The highlight of Meryl Streep’s performance – and of the film – is Kay’s phone conversation with Ben Bradlee and the Post chairman Fritz Beebe (Tracy Letts), in which she’s forced to decide whether to publish the first excerpts from the Pentagon Papers, in spite of the legal risks of doing so.  Bradlee urges her to say yes; Beebe advises against; the agonised Kay takes them both and herself by surprise by the suddenness of her ‘Let’s publish’.  Streep shows Kay as being propelled towards her decision yet generates suspense enough to surprise too the viewer who knows what’s coming.   She’s patchy, however, in the second half of The Post.   A scene in which she pays Robert McNamara (Bruce Greenwood, good as usual) a call at home – he’s another old friend – is awkward in the wrong way, as Kay tearfully reproves him for putting American mothers through the pain of seeing their sons go off to Vietnam, long after McNamara knew the war there could not be won.  In another one-on-one with Bradlee, which takes place chez Kay, Streep clutches a cushion from the sofa on which they’re both sitting.  The business with the cushion is meant to express Kay’s insecurity but it comes across as Streep, rather than the woman she’s playing, needing something to hold onto – the sort of thing an actor does to work their way into a character, then jettisons.  (The prop reliance may of course reflect the unusually swift production schedule; and it would be interesting to know the shooting sequence of scenes.)   Spielberg – not renowned as a director of actors or, especially, actresses – joins the roll call of film-makers who might have helped Meryl Streep and themselves by being tougher, instead of watching her in admiration.

Jason Robards’s portrait of Ben Bradlee in All the President’s Men (1976) casts a long shadow.  Tom Hanks is a sufficiently strong – and different – screen presence to step out of that shadow but his persona immediately certifies Bradlee as not just editor-in-chief but good-guy-in-chief too.  This is no doubt what Spielberg wants but it reinforces the moral flatness of the piece and Hanks, for all his skill, doesn’t bring out Bradlee’s more belligerent side with much feeling.  It doesn’t help Hanks, Streep or Spielberg that the writing of The Post deteriorates sharply in the later stages.  Josh Singer, who co-wrote another high-profile newsroom drama in Spotlight (2015), was brought in for rewrites on Liz Hannah’s script but the end product pushes crudely towards the convergence of the press freedom and feminist themes.  This is realised in silly details like a crowd of women gazing awestruck at Kay Graham as she leaves the Supreme Court hearing.  It’s sealed when – after the Court has ruled 6-3 to allow newspapers to resume publication of Pentagon Papers material – the wording of the judgment, which confirms that the duty of a free press is ‘to serve the governed, not the governors’, is read out by one of the Washington Post’s female journalists (Carrie Coon).  Talk about a token gesture:  it does no more to substantiate the film’s professed feminism than does the the weakly written role of Bradlee’s wife (Sarah Paulson).

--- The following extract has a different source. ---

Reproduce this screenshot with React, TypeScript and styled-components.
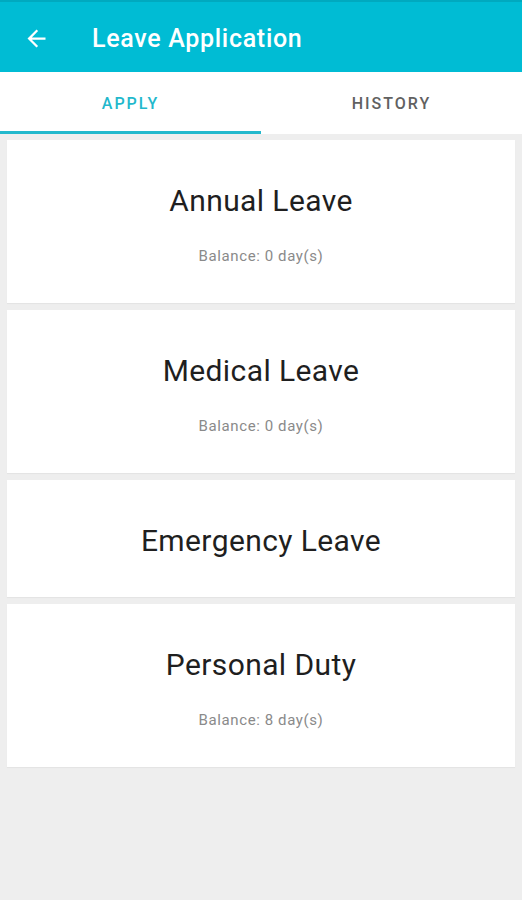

In some ways, Kay Graham seems an odd choice of heroine for a parable of female empowerment.  A few years after her marriage to Philip Graham, Kay’s father, the financier Eugene Meyer, handed the Washington Post over to his son-in-law; Kay assumed the paper’s ownership following her husband’s suicide in 1963, when she was in her mid-forties.  She hardly fought her way to the top – it’s arguable she had greatness thrust upon her.  But The Post is interesting in its suggestion that Graham’s exceptionally privileged background increased her lack of self-confidence beyond the domestic and social worlds to which she was accustomed.  The wardrobe Ann Roth has designed for Meryl Streep stresses the dichotomy between the socialite and the businesswoman and it’s only in the very late stages of the story that Kay is anywhere near comfortable in the latter role.  It’s a pity the script effects her transformation coarsely.  The clumsy exposition in a conversation between Kay and her daughter Lally (Alison Brie) – in which Kay recalls her marriage, her husband’s death and how Lally helped her through it – verges on desperate.

The Post really dives in the closing stages, during which you become increasingly aware of John Williams’s tiresome uplifting score.   The standouts in smaller roles are Michael Stuhlbarg (as the New York Times editor, A M Rosenthal), Jesse Plemons (as a member of the Washington Post‘s legal team) and the tape-recorded voices of Richard Nixon and Henry Kissinger.  Spielberg makes effective use of them at an earlier point of the narrative but Nixon’s last-minute involvement is cheap and corny.   This time, as we hear the President’s voice, Janusz Kamiński’s camera looms towards a silhouetted figure within one of the windows of the White House.  The director then cuts to the initial discovery of the Watergate break-in, as if to say:  this led to the Washington Post’s next big coup (and to a contribution to the Hollywood freedom-of-the-press tradition that I, Steven Spielberg, am now maintaining).  The New York Times, which first published excerpts from the Pentagon Papers, has unsurprisingly complained about its relatively minor role in the film.   During 2017, its entry on IMDB appeared first as The Post, then as The Papers, finally as The Post again.  I doubt it would have been enough to appease the Times but The Papers – with its dual meaning and applicability to newspapers generally – would have been a much better title.

24 January 2018

[1] On 15 June 1971, the Washington Post Company went public with the sale of ‘Class B common stock to the general public for $26 per share’.  On 18 June 1971, the paper began publishing excerpts from the Pentagon Papers.  On 30 June 1971, the US Supreme Court upheld the right of the Post and other newspapers to publish the Pentagon Papers.